The Dream-Quest of Unknown Kadath follows the efforts of recurring Dream-Cycle character Randolph Carter to discover why he's been banished from a wondrous city he'd previously been visiting in his dreams. Yes, The Dream-Quest of Unknown Kadath is indeed set in dreams -- or "Earth's Dreamlands," as Carter would say. There are also Dreamlands on other worlds. There are also Dreamlands in the dark between the stars, but you probably wouldn't want to find out what lives there.

Carter seeks the fortress of Kadath of the Cold Wastes, where dwell the gods of Earth, who seem to have barred Carter from his Dream-City. Looming far beyond and greater than the gods of Earth are the Other Gods. These are versions of the alien 'Gods' of the Cthulhu Mythos, though only Nyarlathotep and Azathoth are named among them. 

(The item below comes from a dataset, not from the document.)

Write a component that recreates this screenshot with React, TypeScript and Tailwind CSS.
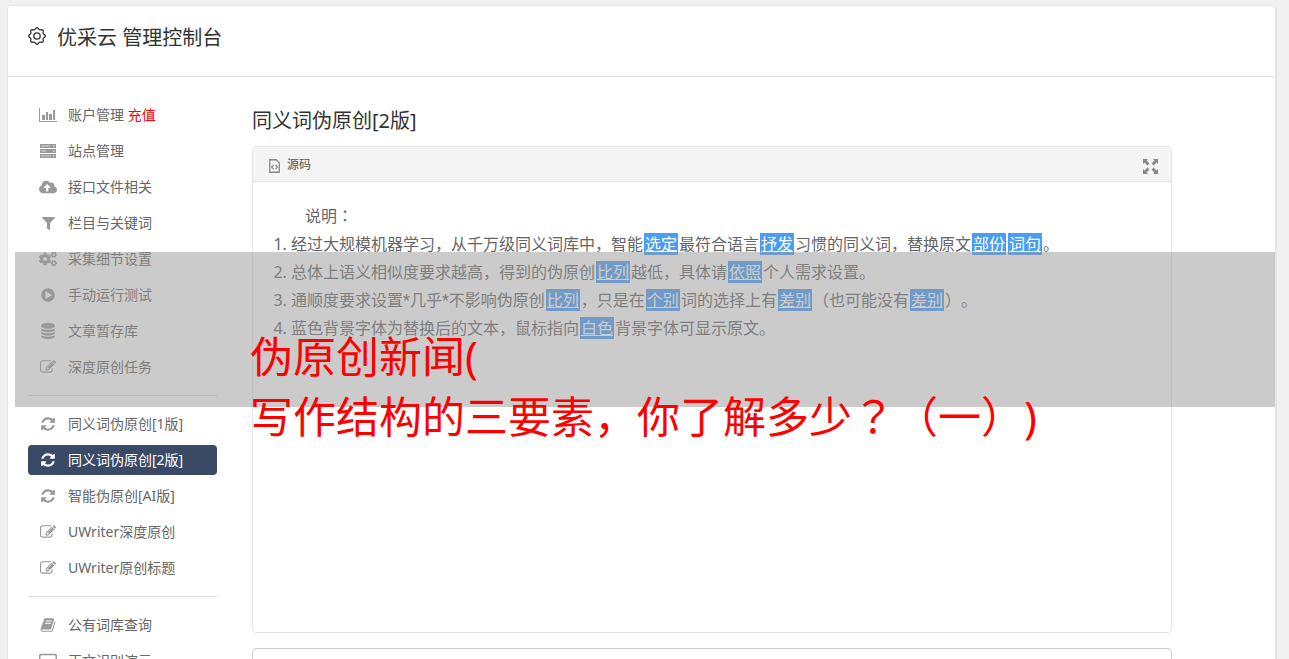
import type { ReactNode } from "react";
import { FaCloudUploadAlt, FaCogs, FaFilter, FaPlayCircle } from "react-icons/fa";

function Glyph({ d }: { d: string }) {
  return (
    <svg viewBox="0 0 1792 1792" className="size-4" fill="currentColor" aria-hidden="true">
      <path d={d} />
    </svg>
  );
}

const refresh = (
  <Glyph d="M1639 1056q0 5-1 7-64 268-268 434.5t-478 166.5q-146 0-282.5-55t-243.5-157l-129 129q-19 19-45 19t-45-19-19-45v-448q0-26 19-45t45-19h448q26 0 45 19t19 45-19 45l-137 137q71 66 161 102t187 36q134 0 250-65t186-179q11-17 53-117 8-23 30-23h192q13 0 22.5 9.5t9.5 22.5zm25-800v448q0 26-19 45t-45 19h-448q-26 0-45-19t-19-45 19-45l138-138q-148-137-349-137-134 0-250 65t-186 179q-11 17-53 117-8 23-30 23h-199q-13 0-22.5-9.5t-9.5-22.5v-7q65-268 270-434.5t480-166.5q146 0 284 55.5t245 156.5l130-129q19-19 45-19t45 19 19 45z" />
);

const edit = (
  <Glyph d="M888 1184l116-116-152-152-116 116v56h96v96h56zm440-720q-16-16-33 1l-350 350q-17 17-1 33t33-1l350-350q17-17 1-33zm80 594v190q0 119-84.5 203.5t-203.5 84.5h-832q-119 0-203.5-84.5t-84.5-203.5v-832q0-119 84.5-203.5t203.5-84.5h832q63 0 117 25 15 7 18 23 3 17-9 29l-49 49q-14 14-32 8-23-6-45-6h-832q-66 0-113 47t-47 113v832q0 66 47 113t113 47h832q66 0 113-47t47-113v-126q0-13 9-22l64-64q15-15 35-7t20 29zm-96-738l288 288-672 672h-288v-288zm444 132l-92 92-288-288 92-92q28-28 68-28t68 28l152 152q28 28 28 68t-28 68z" />
);

const database = (
  <Glyph d="M896 768q237 0 443-43t325-127v170q0 69-103 128t-280 93.5-385 34.5-385-34.5-280-93.5-103-128v-170q119 84 325 127t443 43zm0 768q237 0 443-43t325-127v170q0 69-103 128t-280 93.5-385 34.5-385-34.5-280-93.5-103-128v-170q119 84 325 127t443 43zm0-384q237 0 443-43t325-127v170q0 69-103 128t-280 93.5-385 34.5-385-34.5-280-93.5-103-128v-170q119 84 325 127t443 43zm0-1152q208 0 385 34.5t280 93.5 103 128v128q0 69-103 128t-280 93.5-385 34.5-385-34.5-280-93.5-103-128v-128q0-69 103-128t280-93.5 385-34.5z" />
);

const book = (
  <Glyph d="M1703 478q40 57 18 129l-275 906q-19 64-76.5 107.5t-122.5 43.5h-923q-77 0-148.5-53.5t-99.5-131.5q-24-67-2-127 0-4 3-27t4-37q1-8-3-21.5t-3-19.5q2-11 8-21t16.5-23.5 16.5-23.5q23-38 45-91.5t30-91.5q3-10 .5-30t-.5-28q3-11 17-28t17-23q21-36 42-92t25-90q1-9-2.5-32t.5-28q4-13 22-30.5t22-22.5q19-26 42.5-84.5t27.5-96.5q1-8-3-25.5t-2-26.5q2-8 9-18t18-23 17-21q8-12 16.5-30.5t15-35 16-36 19.5-32 26.5-23.5 36-11.5 47.5 5.5l-1 3q38-9 51-9h761q74 0 114 56t18 130l-274 906q-36 119-71.5 153.5t-128.5 34.5h-869q-27 0-38 15-11 16-1 43 24 70 144 70h923q29 0 56-15.5t35-41.5l300-987q7-22 5-57 38 15 59 43zm-1064 2q-4 13 2 22.5t20 9.5h608q13 0 25.5-9.5t16.5-22.5l21-64q4-13-2-22.5t-20-9.5h-608q-13 0-25.5 9.5t-16.5 22.5zm-83 256q-4 13 2 22.5t20 9.5h608q13 0 25.5-9.5t16.5-22.5l21-64q4-13-2-22.5t-20-9.5h-608q-13 0-25.5 9.5t-16.5 22.5z" />
);

const chart = (
  <svg viewBox="0 0 18 16" className="h-4 w-[18px]" fill="currentColor" aria-hidden="true">
    <path d="M0 1h1v13h17v1H0zM3 8h3v5H3zM7 5h2v8H7zM10 7h3v6h-3zM14 3h2v10h-2z" />
  </svg>
);

const server = (
  <svg viewBox="0 0 16 14" className="h-[14px] w-4" aria-hidden="true">
    <path d="M0 0h16v4H0zM0 5h16v4H0zM0 10h16v4H0z" fill="currentColor" />
    <path d="M1 1.5h9v1H1zM1 6.5h5v1H1zM1 11.5h10v1H1z" fill="#d8d8d8" />
    <path d="M13 1.5h1.5v1H13zM13 6.5h1.5v1H13zM13 11.5h1.5v1H13z" fill="#fff" />
  </svg>
);

const screen = (
  <svg viewBox="0 0 18 16" className="h-4 w-[18px]" fill="none" stroke="currentColor" aria-hidden="true">
    <rect x="0.75" y="1.5" width="16.5" height="11" rx="1.2" strokeWidth="1.5" />
    <path d="M5 15h8" strokeWidth="1.5" />
  </svg>
);

// 八瓣齿轮轮廓
const gearPoints = Array.from({ length: 96 }, (_, i) => {
  const a = (i / 96) * Math.PI * 2;
  const r = 7.5 + 0.8 * Math.cos(8 * a);
  return `${(9 + r * Math.cos(a)).toFixed(2)},${(9 + r * Math.sin(a)).toFixed(2)}`;
}).join(" ");

type Item = { icon: ReactNode; label: string; extra?: string; active?: boolean };

const groups: Item[][] = [
  [
    { icon: chart, label: "账户管理", extra: "充值" },
    { icon: server, label: "站点管理" },
    { icon: <FaCloudUploadAlt className="size-[18px]" />, label: "接口文件相关" },
    { icon: <FaFilter className="size-[13px]" />, label: "栏目与关键词" },
    { icon: <FaCogs className="size-[18px]" />, label: "采集细节设置" },
    { icon: <FaPlayCircle className="size-[14px]" />, label: "手动运行测试" },
    { icon: database, label: "文章暂存库" },
    { icon: edit, label: "深度原创任务" },
  ],
  [
    { icon: refresh, label: "同义词伪原创[1版]" },
    { icon: refresh, label: "同义词伪原创[2版]", active: true },
    { icon: refresh, label: "智能伪原创[AI版]" },
    { icon: edit, label: "UWriter深度原创" },
    { icon: edit, label: "UWriter原创标题" },
  ],
  [
    { icon: book, label: "公有词库查询" },
    { icon: screen, label: "正文识别演示" },
  ],
];

function MenuItem({ icon, label, extra, active }: Item) {
  return (
    <li>
      <a
        href="#"
        className={
          active
            ? "flex h-[30px] items-center gap-[10px] rounded bg-[#3a4a66] pl-[10px] text-white"
            : "flex h-[30px] items-center gap-[10px] rounded pl-[10px] text-[#666]"
        }
      >
        <span className={active ? "flex w-5 justify-center" : "flex w-5 justify-center text-[#999]"}>
          {icon}
        </span>
        <span>
          {label}
          {extra && <span className="text-[#f00]"> {extra}</span>}
        </span>
      </a>
    </li>
  );
}

// 被替换的词
function Word({ children }: { children: ReactNode }) {
  return <span className="mx-px bg-[#4a9df5] px-px text-white underline">{children}</span>;
}

// 居中标点
function Centered({ children }: { children: ReactNode }) {
  return (
    <span lang="zh-TW" className="font-['Noto_Sans_CJK_TC',sans-serif] leading-none">
      {children}
    </span>
  );
}

export default function App() {
  return (
    <div className="h-screen overflow-hidden bg-[#f0f0f0] font-['Noto_Sans','Noto_Sans_CJK_SC',sans-serif] text-sm [text-spacing-trim:space-all]">
      <div className="relative mt-[5px] mr-3 ml-[7px] min-h-screen rounded-t border border-r-2 border-[#e5e5e5] bg-white">
        <header className="flex h-[71px] items-center gap-[11px] border-b border-[#e5e5e5] px-5 pb-[6px] text-[#333]">
          <svg viewBox="0 0 18 18" className="mb-1 size-[18px]" fill="none" stroke="currentColor" strokeWidth="1.3" aria-hidden="true">
            <polygon points={gearPoints} strokeLinejoin="round" />
            <circle cx="9" cy="9" r="3.2" />
          </svg>
          <h1 className="text-xl">优采云 管理控制台</h1>
        </header>

        <div className="flex gap-[35px] pt-[23px] pl-5">
          <nav className="w-[189px] shrink-0">
            {groups.map((items, i) => (
              <ul
                key={i}
                className={
                  i === 0
                    ? "flex flex-col gap-[6px]"
                    : "mt-[13px] flex flex-col gap-[6px] border-t border-[#ddd] pt-[13px]"
                }
              >
                {items.map((item) => (
                  <MenuItem key={item.label} {...item} />
                ))}
              </ul>
            ))}
          </nav>

          <main className="mr-[103px] min-w-0 flex-1 pt-[7px]">
            <h2 className="text-xl text-[#333]">同义词伪原创[2版]</h2>

            <section className="mt-[11px] rounded border border-[#e5e5e5]">
              <div className="flex h-[35px] items-center justify-between rounded-t border-b border-[#e5e5e5] bg-[#f4f4f4] pr-[13px] pl-4">
                <button type="button" className="flex items-center gap-[7px] pt-px text-xs text-[#555]">
                  <svg viewBox="0 0 11 14" className="mt-[3px] h-[14px] w-[11px]" fill="none" stroke="#888" aria-hidden="true">
                    <path d="M.75.75h6.5l3 3v9.5H.75z" strokeWidth="1.3" />
                    <path d="M4.6 5.8 2.6 8l2 2.2M6.4 5.8l2 2.2-2 2.2" strokeWidth="1.2" />
                  </svg>
                  源码
                </button>
                <button type="button" aria-label="全屏" className="mt-1 text-[#888]">
                  <svg viewBox="0 0 15 15" className="size-[15px]" fill="currentColor" aria-hidden="true">
                    <path d="M0 0h5L3.6 1.6 6.4 4.4 4.4 6.4 1.6 3.6 0 5zM15 0v5l-1.6-1.4L10.6 6.4 8.6 4.4l2.8-2.8L10 0zM0 15v-5l1.6 1.4 2.8-2.8 2 2-2.8 2.8L5 15zM15 15h-5l1.4-1.6-2.8-2.8 2-2 2.8 2.8L15 10z" />
                  </svg>
                </button>
              </div>
              <div className="min-h-[450px] p-5 text-base leading-7 text-[#666]">
                <p className="indent-8">
                  说明<Centered>：</Centered>
                </p>
                <ol className="list-decimal pl-[18px]">
                  <li>
                    经过大规模机器学习，从千万级同义词库中，智能<Word>选定</Word>最符合语言
                    <Word>抒发</Word>习惯的同义词，替换原文<Word>部份</Word>
                    <Word>词句</Word>。
                  </li>
                  <li>
                    总体上语义相似度要求越高，得到的伪原创<Word>比列</Word>越低，具体请
                    <Word>依照</Word>个人需求设置。
                  </li>
                  <li>
                    通顺度要求设置
                    <span className="font-[Roboto,'Noto_Sans_CJK_SC',sans-serif] leading-none">*几乎*</span>
                    不影响伪原创<Word>比列</Word>，只是在<Word>个别</Word>词的选择上有
                    <Word>差别</Word>（也可能没有<Word>差别</Word>）。
                  </li>
                  <li>
                    蓝色背景字体为替换后的文本，鼠标指向<Word>白色</Word>背景字体可显示原文。
                  </li>
                </ol>
              </div>
            </section>

            <textarea
              aria-label="内容"
              className="mt-[15px] block h-40 w-full resize-none rounded border border-[#ccc] bg-white"
            />
          </main>
        </div>

        {/* 标题横幅 */}
        <div className="absolute top-[246px] right-0 left-[7px] h-[155px] bg-[#979797]/50 pt-[75px] pl-[235px] text-[43px] leading-[60px] whitespace-nowrap text-[#f00]">
          <p>伪原创新闻(</p>
          <p>
            写作结构的三要素，你了解多少<Centered>？</Centered>（一）)
          </p>
        </div>
      </div>
    </div>
  );
}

Carter will have to deal with these gods along with various monsters, ghouls, night-gaunts, cats, Gugs, almost-humans, vampires, and moon-beasts in the course of his quest. He'll meet Robert W. Chambers' King in Yellow. He'll converse with Nyarlathotep, the Crawling Chaos, herald of the Other Gods. He'll make friends and allies of the Cats of Ulthar and the ghouls of the Dreamlands. And he'll voyage through strange and mysterious lands, over weird seas, and under strange ground.

And all without chapter breaks!

Those who would come to The Dream-Quest of Unknown Kadath seeking cosmic horror in the vein of "The Call of Cthulhu" and "At the Mountains of Madness" should steer clear. There are sections of weird, unsettling description. But this novella really works best as a lengthy prose poem devoted to evoking the weird, the surreal, and the logic of dreams.

The Dream-Quest of Unknown Kadath has some tiring passages. Its diction and syntax would have been helped in stretches by serious, ruthless editing. And HPL really, really falls in love with the word 'pshent' (now generally spelled 'pschent') over the last 20 pages or so. Nonetheless, it's a rewarding text both for the devotee of HPL and the general fantasy reader. Listening to prog-rock while reading it might also be a good idea. It's pretty trippy. Recommended.